Over the last 25 years crews have changed from a situation where most of them smoked, to one where the majority do not. Many non-smokers do not like being near people smoking, and will actively avoid sailing with them if possible.

Especially when working on clients own boats, a smoker is less likely to be offered the work than a non-smoker.

  • Moderate your drinking during courses.

Because sailing instructors spend so much of their time with clients, they tend to relax and socialise during the time they are running courses. You should moderate the amount of alcohol you drink even when you are "off duty", for two reasons.

  • The first one is the clients need you to appear to be a person who can be trusted and who displays a responsible attitude.

  • The second is that, if anything happens on the boat, everyone will look to the skipper to take command. Incidents I have come across are, a student having a heart attack at 3am, a student falling down the forehatch and suffering a compound fracture of the lower leg (in France!) at 1am, and a crew member falling between the pontoon and the harbour wall in a position where she was unable to reach the pontoon, again at 1am.

You must be ready for interesting things to occur, and can not afford to be in a condition where quick action is impossible.

  • Develop your understanding of people.

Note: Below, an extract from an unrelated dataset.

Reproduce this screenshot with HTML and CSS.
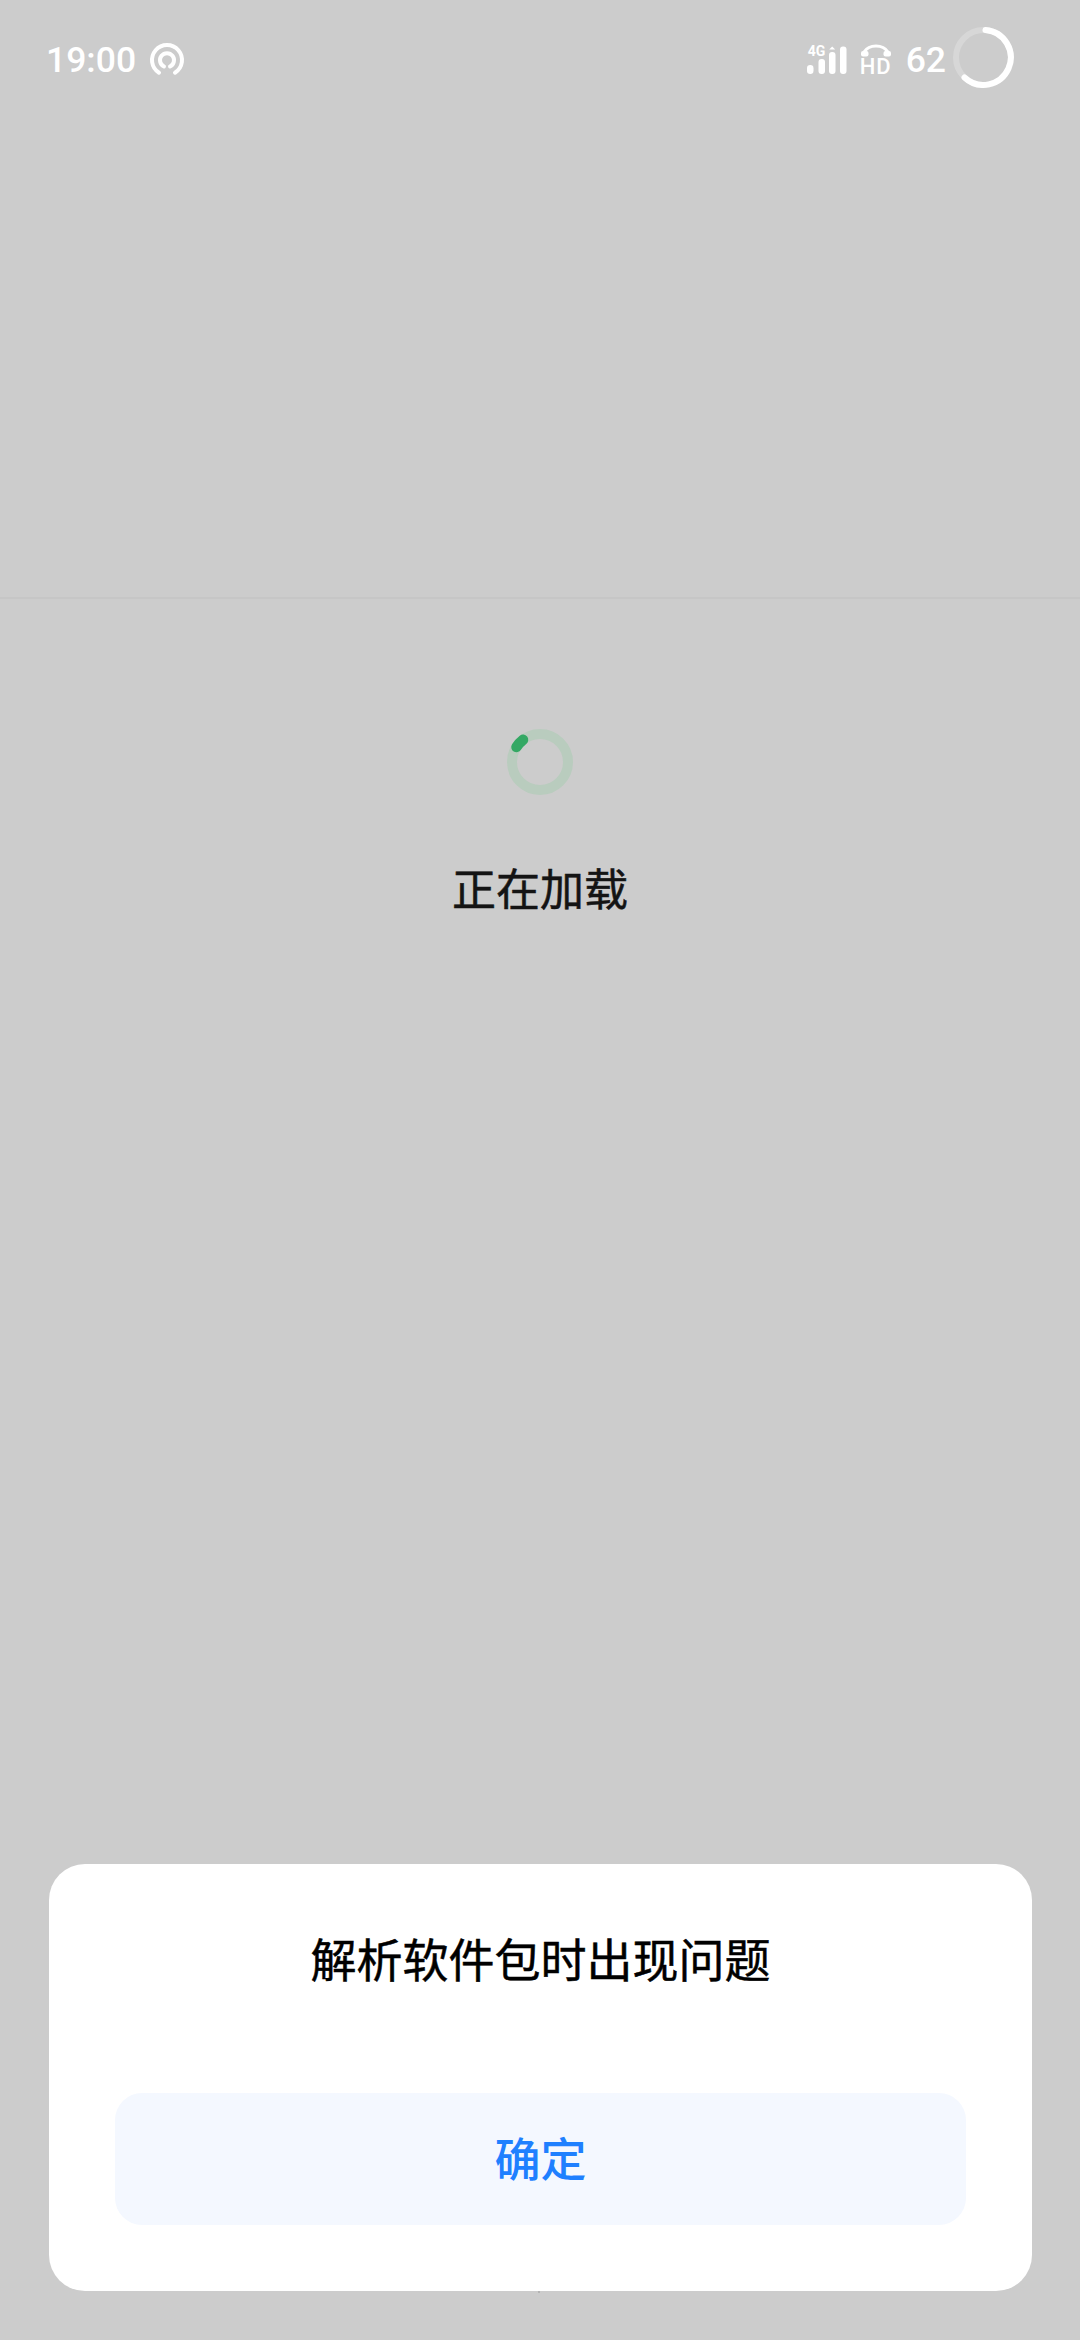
FILE: index.html
```html
<!DOCTYPE html>
<html lang="zh-CN">
<head>
<meta charset="utf-8">
<title>正在加载</title>
<link rel="stylesheet" href="styles.css">
</head>
<body>
<div class="screen">
  <header class="top">
    <div class="status">
      <div class="status-left">
        <span class="status-text">19:00</span>
        <svg class="cast" width="36" height="36" viewBox="0 0 36 36" fill="none" stroke="#fff" stroke-linecap="round">
          <path stroke-width="4" d="M10 30.700A15 15 0 1 1 26 30.700"/>
          <path stroke-width="4" d="M15 24.500A7 7 0 1 1 21 24.500"/>
        </svg>
      </div>
      <div class="status-right">
        <div class="signal">
          <span class="net">4G</span>
          <svg width="40" height="28" viewBox="0 0 40 28" fill="#fff">
            <rect x="0" y="19" width="6.500" height="9" rx="3.200"/>
            <rect x="11.500" y="13" width="6.500" height="15" rx="3"/>
            <rect x="22" y="6" width="6.500" height="22" rx="3"/>
            <path d="M25.200 0.500l3 3h-6z"/>
            <rect x="33" y="0.500" width="6.500" height="27.500" rx="3"/>
          </svg>
        </div>
        <div class="hd">
          <svg width="30" height="13" viewBox="0 0 30 13" fill="#fff">
            <path fill="none" stroke="#fff" stroke-width="3" d="M3 8C6 3.500 10 2 15 2S24 3.500 27 8"/>
            <rect x="0" y="7" width="7.500" height="5.500" rx="2"/>
            <rect x="22.500" y="7" width="7.500" height="5.500" rx="2"/>
          </svg>
          <span class="hd-label">HD</span>
        </div>
        <span class="status-text battery-num">62</span>
        <svg class="battery" width="61" height="61" viewBox="0 0 61 61" fill="none">
          <circle cx="30.500" cy="30.500" r="27.500" stroke="#fff" stroke-opacity=".22" stroke-width="6"/>
          <path d="M32.500 3A27.500 27.500 0 1 1 11.500 50.500" stroke="#fff" stroke-width="6" stroke-linecap="round"/>
        </svg>
      </div>
    </div>
  </header>
  <main class="loader">
    <svg class="spinner" width="66" height="66" viewBox="0 0 66 66" fill="none">
      <circle cx="33" cy="33" r="28" stroke="#b9ccbe" stroke-width="10"/>
      <path d="M9.500 18A28 28 0 0 1 16 10.800" stroke="#34a864" stroke-width="10.500" stroke-linecap="round"/>
    </svg>
    <p class="loader-text">正在加载</p>
  </main>
  <section class="dialog">
    <h1 class="dialog-title">解析软件包时出现问题</h1>
    <button class="dialog-button" type="button">确定</button>
  </section>
</div>
</body>
</html>
```
FILE: styles.css
```css
* {
  box-sizing: border-box;
}

html,
body {
  margin: 0;
  padding: 0;
}

body {
  background: #cccccc;
  font-family: "Noto Sans CJK SC", "Noto Sans", sans-serif;
}

.screen {
  position: relative;
  width: 1080px;
  height: 2340px;
  overflow: hidden;
  background: #cccccc;
  display: flex;
  flex-direction: column;
}

.top {
  height: 599px;
  flex: none;
  border-bottom: 2px solid #c6c6c6;
}

.status {
  display: flex;
  align-items: center;
  justify-content: space-between;
  height: 62px;
  margin-top: 26px;
  padding: 0 66px 0 46px;
}

.status-left,
.status-right {
  display: flex;
  align-items: center;
}

.status-text {
  margin-top: 5px;
  font-family: Roboto, sans-serif;
  font-size: 35.5px;
  line-height: 42px;
  font-weight: 500;
  color: #ffffff;
}

.cast {
  margin-top: 6px;
  margin-left: 13px;
}

.signal {
  position: relative;
  display: flex;
  align-items: flex-end;
  height: 28px;
  margin-top: 5px;
}

.net {
  position: absolute;
  left: 1px;
  top: -2px;
  font-family: Roboto, sans-serif;
  font-size: 14px;
  line-height: 14px;
  font-weight: 700;
  color: #ffffff;
}

.hd {
  display: flex;
  flex-direction: column;
  align-items: center;
  margin-top: 5px;
  margin-left: 14px;
  width: 30px;
}

.hd svg {
  display: block;
}

.hd-label {
  font-family: Roboto, sans-serif;
  font-size: 22px;
  line-height: 16px;
  letter-spacing: 1px;
  margin-top: 2px;
  font-weight: 500;
  color: #ffffff;
}

.battery-num {
  margin-left: 15px;
}

.battery {
  margin-left: 7px;
}

.loader {
  display: flex;
  flex-direction: column;
  align-items: center;
  padding-top: 130px;
}

.spinner {
  display: block;
}

.loader-text {
  margin: 62px 0 0;
  font-size: 44px;
  line-height: 60px;
  font-weight: 400;
  -webkit-text-stroke: 0.5px #141414;
  color: #141414;
}

.dialog {
  position: absolute;
  left: 49px;
  right: 48px;
  bottom: 49px;
  height: 427px;
  padding: 61px 66px 66px;
  background: #ffffff;
  border-radius: 36px;
  display: flex;
  flex-direction: column;
  align-items: stretch;
}

.dialog::after {
  content: "";
  position: absolute;
  left: 489px;
  bottom: -2px;
  width: 2px;
  height: 2px;
  background: #b4b4b4;
}

.dialog-title {
  margin: 0;
  font-size: 46px;
  line-height: 64px;
  font-weight: 400;
  -webkit-text-stroke: 0.5px #000000;
  color: #000000;
  text-align: center;
}

.dialog-button {
  margin-top: auto;
  height: 132px;
  border: 0;
  padding: 0 0 7px;
  border-radius: 27px;
  background: #f4f8ff;
  color: #1f80ff;
  font-family: inherit;
  font-size: 46px;
  font-weight: 500;
}
```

Most novice instructors focus on developing their technical skills. In fact, most of the time, the instructors personal technical ability is never stretched. The most important aspect for most of us to focus on is our ability to handle and relate the many different people who pass through our courses.

The instructor who develop their people skills to a high level will have far more offers of work and recommendations than the best technical sailor.

Books all instructors should read are:

How to Win Friends and Influence People. Dale Carnegie.
Positive Personality Profiles. Robert Rohm.
Skill With People. Les Giblin.
Balcony People. Joyce Landorf Heatherly.

  • Ask the school if there is anything you can do to improve.

If you are humble enough to ask how you can improve your service to the school (after all, they are your real customer), most schools will be prepared to offer you the chance to prove yourself. There are plenty of instructors who, when they have run a few courses, behave like they know everything and become fixed in they ways.

We can all improve, sometime someone else can see those improvements better than we can. A little change in some minor area can work wonders in the impression a school has of a member of staff.

  • Have fun!

If you are enjoying your work, looking for new ways to operate, ensuring that your clients have a good trip and that they are not just this weeks product on the conveyer belt you will remain enthusiastic and interested in the job. This in itself will ensure repeat business.